### Information shown
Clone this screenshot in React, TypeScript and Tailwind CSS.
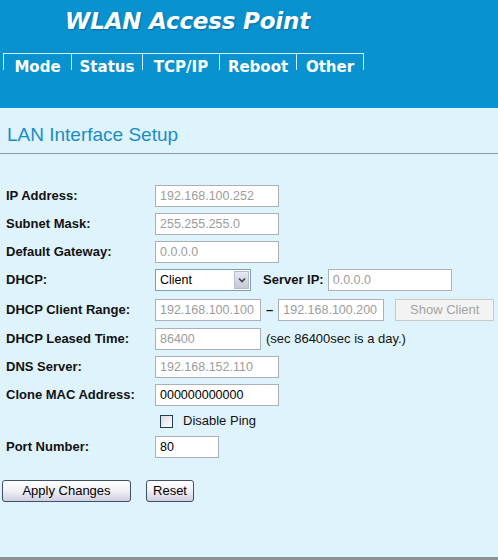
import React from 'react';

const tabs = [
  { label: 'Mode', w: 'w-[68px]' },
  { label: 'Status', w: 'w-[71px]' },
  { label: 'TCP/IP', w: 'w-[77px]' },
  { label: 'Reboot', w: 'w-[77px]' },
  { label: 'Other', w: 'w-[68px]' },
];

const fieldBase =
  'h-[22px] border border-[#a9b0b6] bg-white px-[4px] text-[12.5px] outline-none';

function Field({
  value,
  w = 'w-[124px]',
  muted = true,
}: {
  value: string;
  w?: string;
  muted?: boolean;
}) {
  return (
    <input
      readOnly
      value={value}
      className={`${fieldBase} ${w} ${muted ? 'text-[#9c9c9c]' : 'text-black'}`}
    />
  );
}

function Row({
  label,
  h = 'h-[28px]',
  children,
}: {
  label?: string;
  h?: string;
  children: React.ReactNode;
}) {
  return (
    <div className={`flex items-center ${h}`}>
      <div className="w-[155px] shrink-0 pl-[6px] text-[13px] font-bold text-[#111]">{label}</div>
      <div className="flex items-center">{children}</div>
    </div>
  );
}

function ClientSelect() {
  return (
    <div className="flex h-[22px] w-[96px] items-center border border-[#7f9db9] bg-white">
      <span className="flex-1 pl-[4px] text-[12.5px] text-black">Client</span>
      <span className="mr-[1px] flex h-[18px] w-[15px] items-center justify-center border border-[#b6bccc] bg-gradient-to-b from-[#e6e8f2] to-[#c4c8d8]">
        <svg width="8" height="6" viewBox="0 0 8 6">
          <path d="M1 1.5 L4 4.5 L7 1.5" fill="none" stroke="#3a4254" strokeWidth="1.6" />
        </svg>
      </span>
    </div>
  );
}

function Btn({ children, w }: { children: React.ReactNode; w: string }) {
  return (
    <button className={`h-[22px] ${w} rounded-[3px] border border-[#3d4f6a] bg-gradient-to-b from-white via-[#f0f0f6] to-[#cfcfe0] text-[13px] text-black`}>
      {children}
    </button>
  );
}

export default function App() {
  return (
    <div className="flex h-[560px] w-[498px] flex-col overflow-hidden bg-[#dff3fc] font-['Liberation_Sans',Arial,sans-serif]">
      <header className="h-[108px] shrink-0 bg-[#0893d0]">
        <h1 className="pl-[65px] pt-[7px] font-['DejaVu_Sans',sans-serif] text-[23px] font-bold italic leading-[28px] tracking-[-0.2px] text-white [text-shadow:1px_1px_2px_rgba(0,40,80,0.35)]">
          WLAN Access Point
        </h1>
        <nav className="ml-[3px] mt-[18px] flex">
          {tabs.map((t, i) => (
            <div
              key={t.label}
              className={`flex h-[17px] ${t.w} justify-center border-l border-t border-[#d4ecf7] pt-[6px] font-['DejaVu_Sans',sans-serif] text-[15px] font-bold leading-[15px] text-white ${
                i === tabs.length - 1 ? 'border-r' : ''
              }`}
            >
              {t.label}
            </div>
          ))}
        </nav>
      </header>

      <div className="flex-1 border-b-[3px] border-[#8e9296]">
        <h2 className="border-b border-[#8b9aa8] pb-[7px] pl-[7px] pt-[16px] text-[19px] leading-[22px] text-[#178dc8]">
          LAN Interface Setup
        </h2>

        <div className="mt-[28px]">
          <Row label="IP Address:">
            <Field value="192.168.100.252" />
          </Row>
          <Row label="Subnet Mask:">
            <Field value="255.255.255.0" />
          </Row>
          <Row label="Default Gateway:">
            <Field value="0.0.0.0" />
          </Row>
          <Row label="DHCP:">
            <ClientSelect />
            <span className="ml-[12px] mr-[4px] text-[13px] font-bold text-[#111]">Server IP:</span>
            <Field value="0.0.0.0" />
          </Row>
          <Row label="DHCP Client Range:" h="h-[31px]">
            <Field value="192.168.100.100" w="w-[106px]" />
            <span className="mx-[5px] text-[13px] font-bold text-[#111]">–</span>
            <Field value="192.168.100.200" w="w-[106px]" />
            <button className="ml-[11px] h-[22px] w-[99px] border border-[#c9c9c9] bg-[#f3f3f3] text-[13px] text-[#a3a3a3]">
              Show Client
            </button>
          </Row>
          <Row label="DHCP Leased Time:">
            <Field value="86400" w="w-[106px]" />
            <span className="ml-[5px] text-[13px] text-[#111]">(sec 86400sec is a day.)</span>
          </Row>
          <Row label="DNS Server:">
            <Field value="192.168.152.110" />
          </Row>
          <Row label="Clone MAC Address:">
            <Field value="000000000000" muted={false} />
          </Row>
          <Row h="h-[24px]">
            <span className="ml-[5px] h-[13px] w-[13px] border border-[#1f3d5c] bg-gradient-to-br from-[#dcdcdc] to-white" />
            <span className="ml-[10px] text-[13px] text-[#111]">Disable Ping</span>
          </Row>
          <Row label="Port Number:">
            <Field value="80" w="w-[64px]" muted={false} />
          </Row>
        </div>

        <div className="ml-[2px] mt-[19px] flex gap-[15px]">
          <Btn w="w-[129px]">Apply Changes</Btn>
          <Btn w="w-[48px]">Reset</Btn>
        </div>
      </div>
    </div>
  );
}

### Given request
Reproduce the whole listing word for word, setting aside any pictures.

### Solved exercise
Clone this screenshot in React, TypeScript and Tailwind CSS.
import React from 'react';

const tabs = [
  { label: 'Mode', w: 'w-[68px]' },
  { label: 'Status', w: 'w-[71px]' },
  { label: 'TCP/IP', w: 'w-[77px]' },
  { label: 'Reboot', w: 'w-[77px]' },
  { label: 'Other', w: 'w-[68px]' },
];

const fieldBase =
  'h-[22px] border border-[#a9b0b6] bg-white px-[4px] text-[12.5px] outline-none';

function Field({
  value,
  w = 'w-[124px]',
  muted = true,
}: {
  value: string;
  w?: string;
  muted?: boolean;
}) {
  return (
    <input
      readOnly
      value={value}
      className={`${fieldBase} ${w} ${muted ? 'text-[#9c9c9c]' : 'text-black'}`}
    />
  );
}

function Row({
  label,
  h = 'h-[28px]',
  children,
}: {
  label?: string;
  h?: string;
  children: React.ReactNode;
}) {
  return (
    <div className={`flex items-center ${h}`}>
      <div className="w-[155px] shrink-0 pl-[6px] text-[13px] font-bold text-[#111]">{label}</div>
      <div className="flex items-center">{children}</div>
    </div>
  );
}

function ClientSelect() {
  return (
    <div className="flex h-[22px] w-[96px] items-center border border-[#7f9db9] bg-white">
      <span className="flex-1 pl-[4px] text-[12.5px] text-black">Client</span>
      <span className="mr-[1px] flex h-[18px] w-[15px] items-center justify-center border border-[#b6bccc] bg-gradient-to-b from-[#e6e8f2] to-[#c4c8d8]">
        <svg width="8" height="6" viewBox="0 0 8 6">
          <path d="M1 1.5 L4 4.5 L7 1.5" fill="none" stroke="#3a4254" strokeWidth="1.6" />
        </svg>
      </span>
    </div>
  );
}

function Btn({ children, w }: { children: React.ReactNode; w: string }) {
  return (
    <button className={`h-[22px] ${w} rounded-[3px] border border-[#3d4f6a] bg-gradient-to-b from-white via-[#f0f0f6] to-[#cfcfe0] text-[13px] text-black`}>
      {children}
    </button>
  );
}

export default function App() {
  return (
    <div className="flex h-[560px] w-[498px] flex-col overflow-hidden bg-[#dff3fc] font-['Liberation_Sans',Arial,sans-serif]">
      <header className="h-[108px] shrink-0 bg-[#0893d0]">
        <h1 className="pl-[65px] pt-[7px] font-['DejaVu_Sans',sans-serif] text-[23px] font-bold italic leading-[28px] tracking-[-0.2px] text-white [text-shadow:1px_1px_2px_rgba(0,40,80,0.35)]">
          WLAN Access Point
        </h1>
        <nav className="ml-[3px] mt-[18px] flex">
          {tabs.map((t, i) => (
            <div
              key={t.label}
              className={`flex h-[17px] ${t.w} justify-center border-l border-t border-[#d4ecf7] pt-[6px] font-['DejaVu_Sans',sans-serif] text-[15px] font-bold leading-[15px] text-white ${
                i === tabs.length - 1 ? 'border-r' : ''
              }`}
            >
              {t.label}
            </div>
          ))}
        </nav>
      </header>

      <div className="flex-1 border-b-[3px] border-[#8e9296]">
        <h2 className="border-b border-[#8b9aa8] pb-[7px] pl-[7px] pt-[16px] text-[19px] leading-[22px] text-[#178dc8]">
          LAN Interface Setup
        </h2>

        <div className="mt-[28px]">
          <Row label="IP Address:">
            <Field value="192.168.100.252" />
          </Row>
          <Row label="Subnet Mask:">
            <Field value="255.255.255.0" />
          </Row>
          <Row label="Default Gateway:">
            <Field value="0.0.0.0" />
          </Row>
          <Row label="DHCP:">
            <ClientSelect />
            <span className="ml-[12px] mr-[4px] text-[13px] font-bold text-[#111]">Server IP:</span>
            <Field value="0.0.0.0" />
          </Row>
          <Row label="DHCP Client Range:" h="h-[31px]">
            <Field value="192.168.100.100" w="w-[106px]" />
            <span className="mx-[5px] text-[13px] font-bold text-[#111]">–</span>
            <Field value="192.168.100.200" w="w-[106px]" />
            <button className="ml-[11px] h-[22px] w-[99px] border border-[#c9c9c9] bg-[#f3f3f3] text-[13px] text-[#a3a3a3]">
              Show Client
            </button>
          </Row>
          <Row label="DHCP Leased Time:">
            <Field value="86400" w="w-[106px]" />
            <span className="ml-[5px] text-[13px] text-[#111]">(sec 86400sec is a day.)</span>
          </Row>
          <Row label="DNS Server:">
            <Field value="192.168.152.110" />
          </Row>
          <Row label="Clone MAC Address:">
            <Field value="000000000000" muted={false} />
          </Row>
          <Row h="h-[24px]">
            <span className="ml-[5px] h-[13px] w-[13px] border border-[#1f3d5c] bg-gradient-to-br from-[#dcdcdc] to-white" />
            <span className="ml-[10px] text-[13px] text-[#111]">Disable Ping</span>
          </Row>
          <Row label="Port Number:">
            <Field value="80" w="w-[64px]" muted={false} />
          </Row>
        </div>

        <div className="ml-[2px] mt-[19px] flex gap-[15px]">
          <Btn w="w-[129px]">Apply Changes</Btn>
          <Btn w="w-[48px]">Reset</Btn>
        </div>
      </div>
    </div>
  );
}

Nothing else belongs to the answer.